Malcolm’s progress seemed unbearably slow to the anxious family and servants. It was a week before he seemed himself, and the fever left him, so that he knew he was home. He kept looking about, in a dazed manner, naming them, and speaking to them as though in a dream.
“Valerie, is that you? I must write to you soon, I have not had the strength to write…”
She would bend over him tenderly. “You are home, dearest Malcolm. Do not fret yourself, having you here is better than any of your dear letters. Do you not feel my hand in yours?” And she would press the weak fumbling hand firmly, and hold his fingers with hers.
Finally he seemed to know he was home and even could sit up for a meal of sops and fruit juices. He fretted over his wounds, and sometimes thought he was back on the Peninsula. “I must start out soon on a mission,” he would say to Ralph, who would go running to Valerie.
Then she would reassure Malcolm all over again that he was home with his family, that others carried on the war.
She scarcely had time to read the gazettes and her letters. The earl kept her informed, and Mr Kenyon kindly read all the war news and told her in detail about the battles, in case Malcolm should ask in his peevish invalid way what was going on.
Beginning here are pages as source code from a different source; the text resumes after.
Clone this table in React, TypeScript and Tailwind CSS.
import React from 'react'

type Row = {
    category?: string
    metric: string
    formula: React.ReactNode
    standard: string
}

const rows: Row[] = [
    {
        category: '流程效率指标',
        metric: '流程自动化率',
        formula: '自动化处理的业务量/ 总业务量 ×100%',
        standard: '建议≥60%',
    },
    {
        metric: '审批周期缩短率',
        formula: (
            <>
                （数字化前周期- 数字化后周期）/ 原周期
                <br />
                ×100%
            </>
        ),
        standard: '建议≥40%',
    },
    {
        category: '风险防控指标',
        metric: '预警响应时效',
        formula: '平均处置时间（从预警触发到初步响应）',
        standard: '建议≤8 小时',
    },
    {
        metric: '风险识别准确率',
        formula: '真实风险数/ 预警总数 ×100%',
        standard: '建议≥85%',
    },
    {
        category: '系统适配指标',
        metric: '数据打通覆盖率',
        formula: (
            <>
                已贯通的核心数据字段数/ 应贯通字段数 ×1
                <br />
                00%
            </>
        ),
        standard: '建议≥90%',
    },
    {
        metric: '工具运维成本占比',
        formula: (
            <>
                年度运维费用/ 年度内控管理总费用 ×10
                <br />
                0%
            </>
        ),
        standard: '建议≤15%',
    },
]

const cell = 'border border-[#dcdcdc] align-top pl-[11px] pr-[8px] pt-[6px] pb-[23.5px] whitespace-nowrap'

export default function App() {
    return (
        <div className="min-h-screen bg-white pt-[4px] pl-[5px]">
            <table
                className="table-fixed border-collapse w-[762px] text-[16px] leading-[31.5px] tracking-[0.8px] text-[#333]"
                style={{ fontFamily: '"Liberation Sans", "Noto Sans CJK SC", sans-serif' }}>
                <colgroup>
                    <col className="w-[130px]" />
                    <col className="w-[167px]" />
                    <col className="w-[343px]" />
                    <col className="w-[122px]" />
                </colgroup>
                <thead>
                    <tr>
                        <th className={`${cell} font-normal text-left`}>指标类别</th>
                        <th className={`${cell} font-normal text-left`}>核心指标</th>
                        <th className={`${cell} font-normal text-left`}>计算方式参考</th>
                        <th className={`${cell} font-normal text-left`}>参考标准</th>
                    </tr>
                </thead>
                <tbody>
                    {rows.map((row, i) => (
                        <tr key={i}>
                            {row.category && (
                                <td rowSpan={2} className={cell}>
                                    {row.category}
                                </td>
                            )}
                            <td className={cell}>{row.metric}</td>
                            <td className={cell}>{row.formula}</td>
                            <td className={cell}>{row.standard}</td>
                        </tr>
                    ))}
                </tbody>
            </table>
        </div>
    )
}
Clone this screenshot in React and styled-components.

By July he could sit up and was always in his right mind, but became even more difficult to manage, for he was too weak to get out of bed.
Lady Deidre had been informed, of course, by the countess. They were amazed when she wrote, begging to come and “help nurse dear brother Malcolm.”
It was the countess who said, with unusual firmness and resolution of mind, “No, of course she shall not come. We have no time for entertaining. Nor would it be suitable for her to be in his sickroom. I shall write and tell her to wait until autumn.”
Valerie was glad of that. She had enough on her mind, nursing M
alcolm, reading and answering letters from friends. Lady Darlington had written several times, in a gracious manner. Her tart wit and sardonic expressions were a delight to Valerie. Reggie would add a humorous scrawl of his own.
We long to meet you in London. I am assured by Reginald that I shall find you most congenial. He praises your intelligence, your coolness and courage, and also your beauty. Much that men know of it! I have yet to find a man who could find intelligence in a beauty. They are more like to find weakness that they may exploit! London is mad this season, you would be vastly amused by the devilments. I long to meet you, shall you come to London? My best wishes to your dear husband, Malcolm, I wish him well, and that right shortly.
During the night hours when Valerie stayed up with Malcolm, she kept herself awake by writing. She wrote letters to Mrs Fitzhugh, who continued to correspond. She informed Valerie of the family, how they longed to see her again, the new governess, who was proper and wise, but not their dear Valerie.
She wrote to Lady Darlington, who wrote back witty letters and also sent the newest books from the publishers and advised her in her reading. Lady Darlington had troubled herself to find the articles and stories that Valerie had written, and wrote to praise, suggest and criticize with much acuity of vision.
“What do you write all the time?” Malcolm asked feebly one night, as the candle burned low on the small desk near his bed.
Valerie started and looked around, then came to him. She bent and pressed her hand to his forehead. It was cool, no more fever in him, and she smiled with pleasure and relief.
“Letters, articles,” she said, in answer. “How do you feel? Shall you have a drink of water?”
He nodded and struggled to sit up. She reproved him gently, poured out the water, and slid her hand under his head to lift him slightly. He drank slowly, then lay back, watching her contentedly.
“You are not … getting … sleep,” he said, in the weak tones that seemed but a frail echo of his former hearty voice.